- _Written instruction_
In your copy, leave out the pictures; write out all the data exactly.

- _Data lines_
━━━━━━━━━━━━━━━━

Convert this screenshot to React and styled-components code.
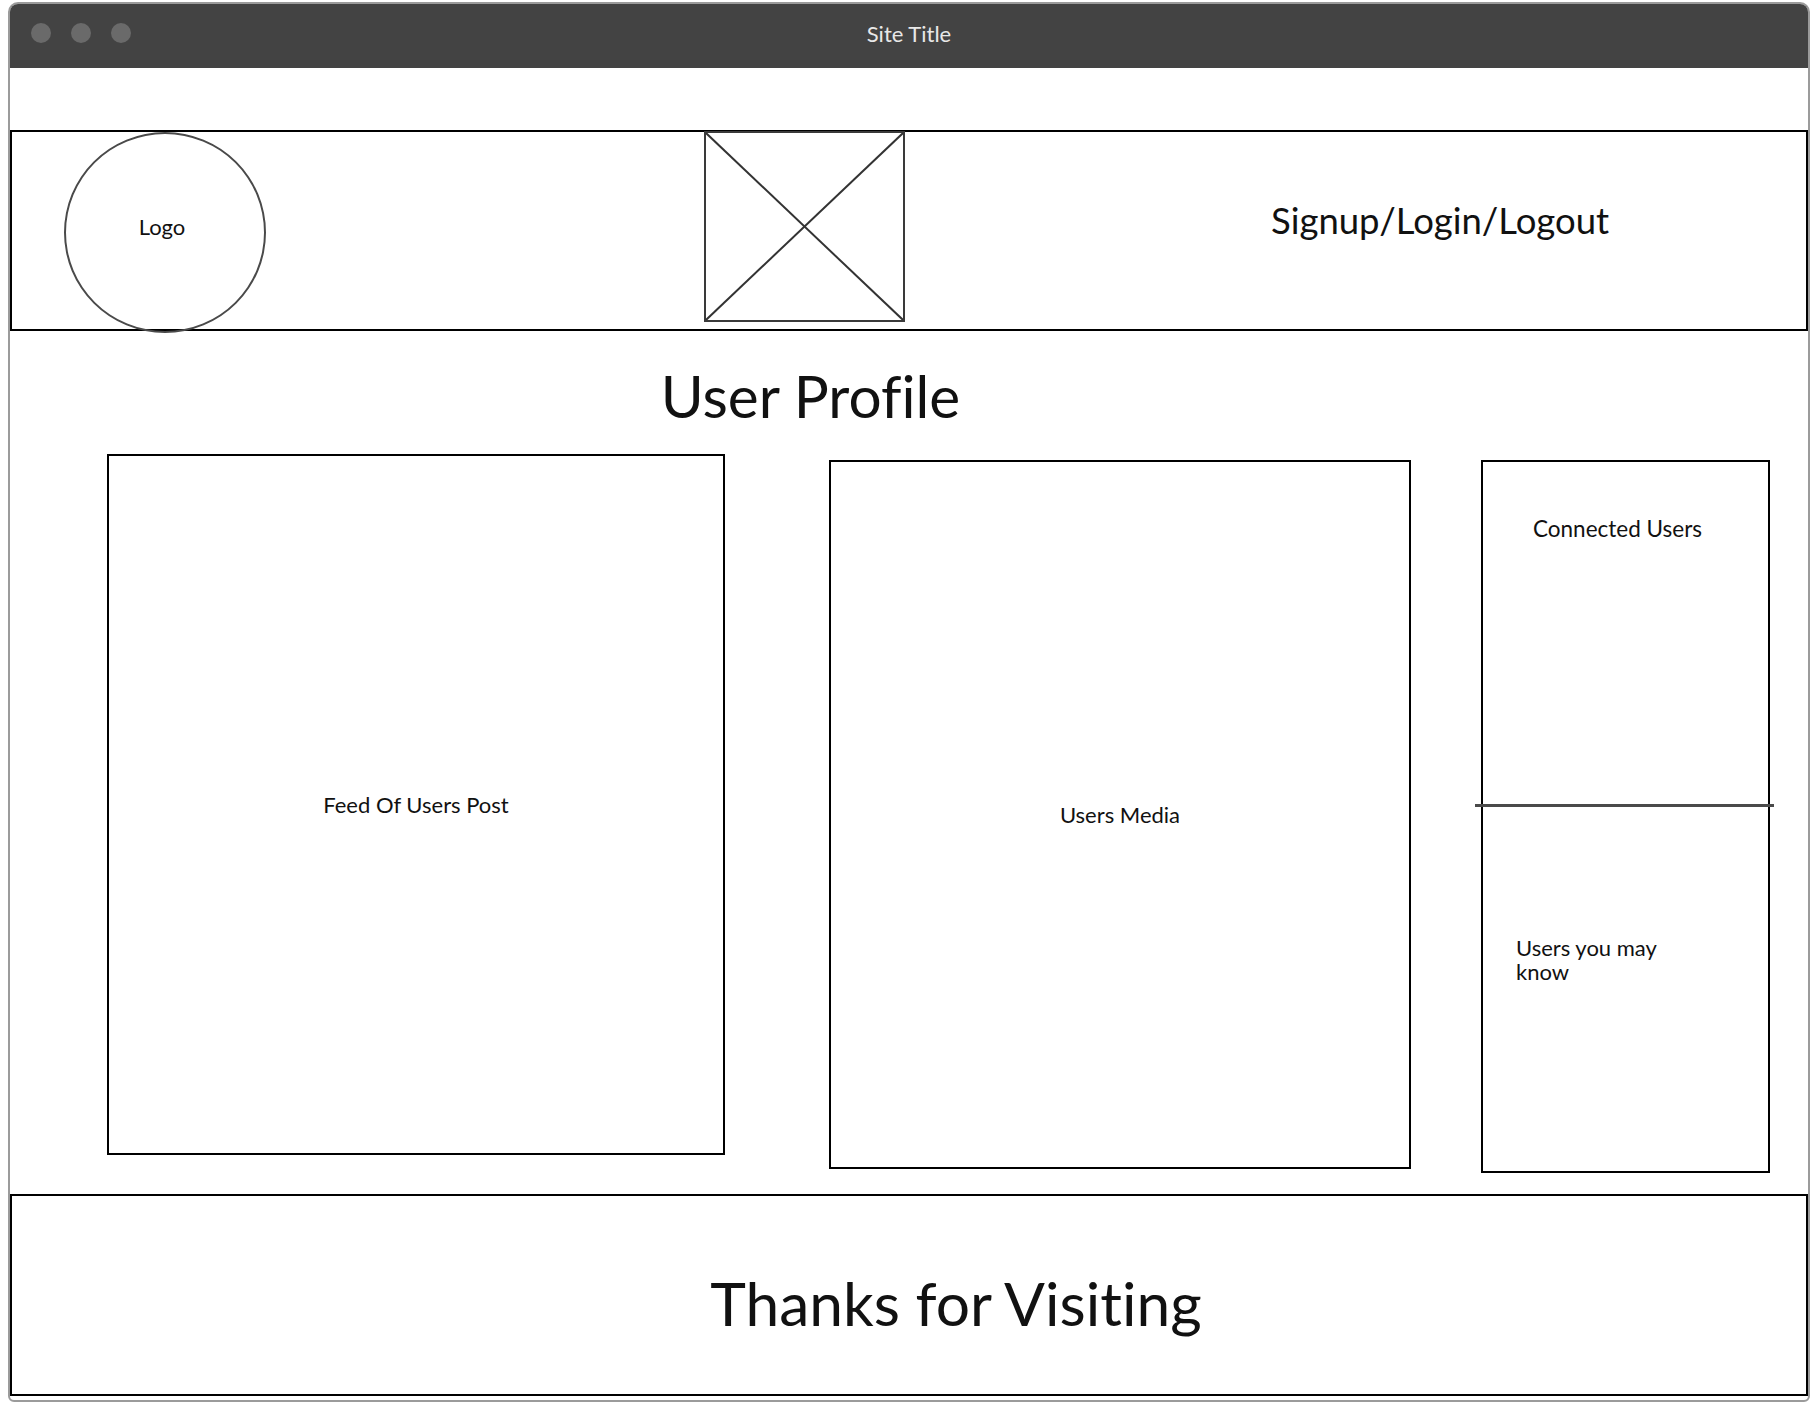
import React from 'react';
import styled, { createGlobalStyle } from 'styled-components';

const GlobalStyle = createGlobalStyle`
  html, body {
    margin: 0;
    background: #fff;
  }
  body {
    font-family: Lato, "Liberation Sans", sans-serif;
    font-variant-ligatures: none;
    color: #111;
  }
`;

const Page = styled.div`
  padding: 2px 4px 6px 8px;
`;

const Window = styled.div`
  width: 1802px;
  box-sizing: border-box;
  border: 2px solid #9b9b9b;
  border-radius: 10px 10px 6px 6px;
  overflow: hidden;
  background: #fff;
  padding-bottom: 4px;
`;

const TitleBar = styled.div`
  height: 64px;
  background: #434343;
  display: grid;
  grid-template-columns: 1fr auto 1fr;
  align-items: center;
  padding-bottom: 6px;
  box-sizing: border-box;
`;

const Dots = styled.div`
  display: flex;
  gap: 20px;
  padding-left: 21px;
`;

const Dot = styled.span`
  width: 20px;
  height: 20px;
  border-radius: 50%;
  background: #6a6a6a;
`;

const SiteTitle = styled.div`
  color: #e8e8e8;
  font-size: 22px;
`;

const Spacer = styled.div`
  height: 62px;
`;

const Header = styled.header`
  display: flex;
  align-items: flex-start;
  height: 201px;
  box-sizing: border-box;
  border: 2px solid #000;
  padding-left: 52px;
`;

const LogoCircle = styled.div`
  flex: none;
  width: 202px;
  height: 201px;
  box-sizing: border-box;
  border: 2px solid #4a4a4a;
  border-radius: 50%;
  display: flex;
  align-items: center;
  justify-content: center;
  font-size: 22px;
  padding: 0 6px 12px 0;
`;

const ImageBox = styled.div`
  flex: none;
  width: 201px;
  height: 191px;
  margin: -1px 0 0 438px;
  box-sizing: border-box;
  border: 2px solid #3a3a3a;

  svg {
    display: block;
    width: 100%;
    height: 100%;
  }
`;

const AuthLinks = styled.div`
  align-self: center;
  margin: 0 0 22px 366px;
  font-size: 36.5px;
  white-space: nowrap;
`;

const Content = styled.main`
  height: 863px;
  box-sizing: border-box;
  padding: 28px 0 0 97px;
`;

const Heading = styled.h1`
  margin: 0;
  padding-right: 294px;
  text-align: center;
  font-size: 58.5px;
  line-height: 72px;
  font-weight: 400;
`;

const Row = styled.div`
  display: flex;
  align-items: flex-start;
  margin-top: 23px;
`;

const Panel = styled.section`
  flex: none;
  width: ${(p) => p.w}px;
  height: ${(p) => p.h}px;
  margin-top: ${(p) => p.top || 0}px;
  margin-left: ${(p) => p.left || 0}px;
  box-sizing: border-box;
  border: 2px solid #000;
  display: flex;
  align-items: center;
  justify-content: center;
  font-size: 22px;
`;

const Sidebar = styled(Panel)`
  flex-direction: column;
  align-items: stretch;
  justify-content: flex-start;
`;

const SideTop = styled.div`
  height: 342px;
  padding: 53px 0 0 50px;
  box-sizing: border-box;
  line-height: 28px;
  font-size: 22.5px;
`;

const Divider = styled.div`
  height: 3px;
  background: #4a4a4a;
  margin: 0 -6px 0 -8px;
`;

const SideBottom = styled.div`
  padding: 129px 0 0 33px;
  line-height: 24px;
  width: 170px;
`;

const Footer = styled.footer`
  height: 202px;
  box-sizing: border-box;
  border: 2px solid #000;
  display: flex;
  align-items: center;
  justify-content: center;
  padding: 14px 0 0 94px;
  font-size: 60.5px;
`;

const App = () => {
  return (
    <Page>
      <GlobalStyle />
      <Window>
        <TitleBar>
          <Dots>
            <Dot />
            <Dot />
            <Dot />
          </Dots>
          <SiteTitle>Site Title</SiteTitle>
          <div />
        </TitleBar>
        <Spacer />
        <Header>
          <LogoCircle>Logo</LogoCircle>
          <ImageBox>
            <svg viewBox="0 0 100 100" preserveAspectRatio="none">
              <line x1="0" y1="0" x2="100" y2="100" stroke="#333" strokeWidth="2" vectorEffect="non-scaling-stroke" />
              <line x1="100" y1="0" x2="0" y2="100" stroke="#333" strokeWidth="2" vectorEffect="non-scaling-stroke" />
            </svg>
          </ImageBox>
          <AuthLinks>Signup/Login/Logout</AuthLinks>
        </Header>
        <Content>
          <Heading>User Profile</Heading>
          <Row>
            <Panel w={618} h={701}>Feed Of Users Post</Panel>
            <Panel w={582} h={709} top={6} left={104}>Users Media</Panel>
            <Sidebar w={289} h={713} top={6} left={70}>
              <SideTop>Connected Users</SideTop>
              <Divider />
              <SideBottom>Users you may know</SideBottom>
            </Sidebar>
          </Row>
        </Content>
        <Footer>Thanks for Visiting</Footer>
      </Window>
    </Page>
  );
};

export default App;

━━━━━━━━━━━━━━━━

- _Answer to this problem_
Convert this screenshot to React and styled-components code.
import React from 'react';
import styled, { createGlobalStyle } from 'styled-components';

const GlobalStyle = createGlobalStyle`
  html, body {
    margin: 0;
    background: #fff;
  }
  body {
    font-family: Lato, "Liberation Sans", sans-serif;
    font-variant-ligatures: none;
    color: #111;
  }
`;

const Page = styled.div`
  padding: 2px 4px 6px 8px;
`;

const Window = styled.div`
  width: 1802px;
  box-sizing: border-box;
  border: 2px solid #9b9b9b;
  border-radius: 10px 10px 6px 6px;
  overflow: hidden;
  background: #fff;
  padding-bottom: 4px;
`;

const TitleBar = styled.div`
  height: 64px;
  background: #434343;
  display: grid;
  grid-template-columns: 1fr auto 1fr;
  align-items: center;
  padding-bottom: 6px;
  box-sizing: border-box;
`;

const Dots = styled.div`
  display: flex;
  gap: 20px;
  padding-left: 21px;
`;

const Dot = styled.span`
  width: 20px;
  height: 20px;
  border-radius: 50%;
  background: #6a6a6a;
`;

const SiteTitle = styled.div`
  color: #e8e8e8;
  font-size: 22px;
`;

const Spacer = styled.div`
  height: 62px;
`;

const Header = styled.header`
  display: flex;
  align-items: flex-start;
  height: 201px;
  box-sizing: border-box;
  border: 2px solid #000;
  padding-left: 52px;
`;

const LogoCircle = styled.div`
  flex: none;
  width: 202px;
  height: 201px;
  box-sizing: border-box;
  border: 2px solid #4a4a4a;
  border-radius: 50%;
  display: flex;
  align-items: center;
  justify-content: center;
  font-size: 22px;
  padding: 0 6px 12px 0;
`;

const ImageBox = styled.div`
  flex: none;
  width: 201px;
  height: 191px;
  margin: -1px 0 0 438px;
  box-sizing: border-box;
  border: 2px solid #3a3a3a;

  svg {
    display: block;
    width: 100%;
    height: 100%;
  }
`;

const AuthLinks = styled.div`
  align-self: center;
  margin: 0 0 22px 366px;
  font-size: 36.5px;
  white-space: nowrap;
`;

const Content = styled.main`
  height: 863px;
  box-sizing: border-box;
  padding: 28px 0 0 97px;
`;

const Heading = styled.h1`
  margin: 0;
  padding-right: 294px;
  text-align: center;
  font-size: 58.5px;
  line-height: 72px;
  font-weight: 400;
`;

const Row = styled.div`
  display: flex;
  align-items: flex-start;
  margin-top: 23px;
`;

const Panel = styled.section`
  flex: none;
  width: ${(p) => p.w}px;
  height: ${(p) => p.h}px;
  margin-top: ${(p) => p.top || 0}px;
  margin-left: ${(p) => p.left || 0}px;
  box-sizing: border-box;
  border: 2px solid #000;
  display: flex;
  align-items: center;
  justify-content: center;
  font-size: 22px;
`;

const Sidebar = styled(Panel)`
  flex-direction: column;
  align-items: stretch;
  justify-content: flex-start;
`;

const SideTop = styled.div`
  height: 342px;
  padding: 53px 0 0 50px;
  box-sizing: border-box;
  line-height: 28px;
  font-size: 22.5px;
`;

const Divider = styled.div`
  height: 3px;
  background: #4a4a4a;
  margin: 0 -6px 0 -8px;
`;

const SideBottom = styled.div`
  padding: 129px 0 0 33px;
  line-height: 24px;
  width: 170px;
`;

const Footer = styled.footer`
  height: 202px;
  box-sizing: border-box;
  border: 2px solid #000;
  display: flex;
  align-items: center;
  justify-content: center;
  padding: 14px 0 0 94px;
  font-size: 60.5px;
`;

const App = () => {
  return (
    <Page>
      <GlobalStyle />
      <Window>
        <TitleBar>
          <Dots>
            <Dot />
            <Dot />
            <Dot />
          </Dots>
          <SiteTitle>Site Title</SiteTitle>
          <div />
        </TitleBar>
        <Spacer />
        <Header>
          <LogoCircle>Logo</LogoCircle>
          <ImageBox>
            <svg viewBox="0 0 100 100" preserveAspectRatio="none">
              <line x1="0" y1="0" x2="100" y2="100" stroke="#333" strokeWidth="2" vectorEffect="non-scaling-stroke" />
              <line x1="100" y1="0" x2="0" y2="100" stroke="#333" strokeWidth="2" vectorEffect="non-scaling-stroke" />
            </svg>
          </ImageBox>
          <AuthLinks>Signup/Login/Logout</AuthLinks>
        </Header>
        <Content>
          <Heading>User Profile</Heading>
          <Row>
            <Panel w={618} h={701}>Feed Of Users Post</Panel>
            <Panel w={582} h={709} top={6} left={104}>Users Media</Panel>
            <Sidebar w={289} h={713} top={6} left={70}>
              <SideTop>Connected Users</SideTop>
              <Divider />
              <SideBottom>Users you may know</SideBottom>
            </Sidebar>
          </Row>
        </Content>
        <Footer>Thanks for Visiting</Footer>
      </Window>
    </Page>
  );
};

export default App;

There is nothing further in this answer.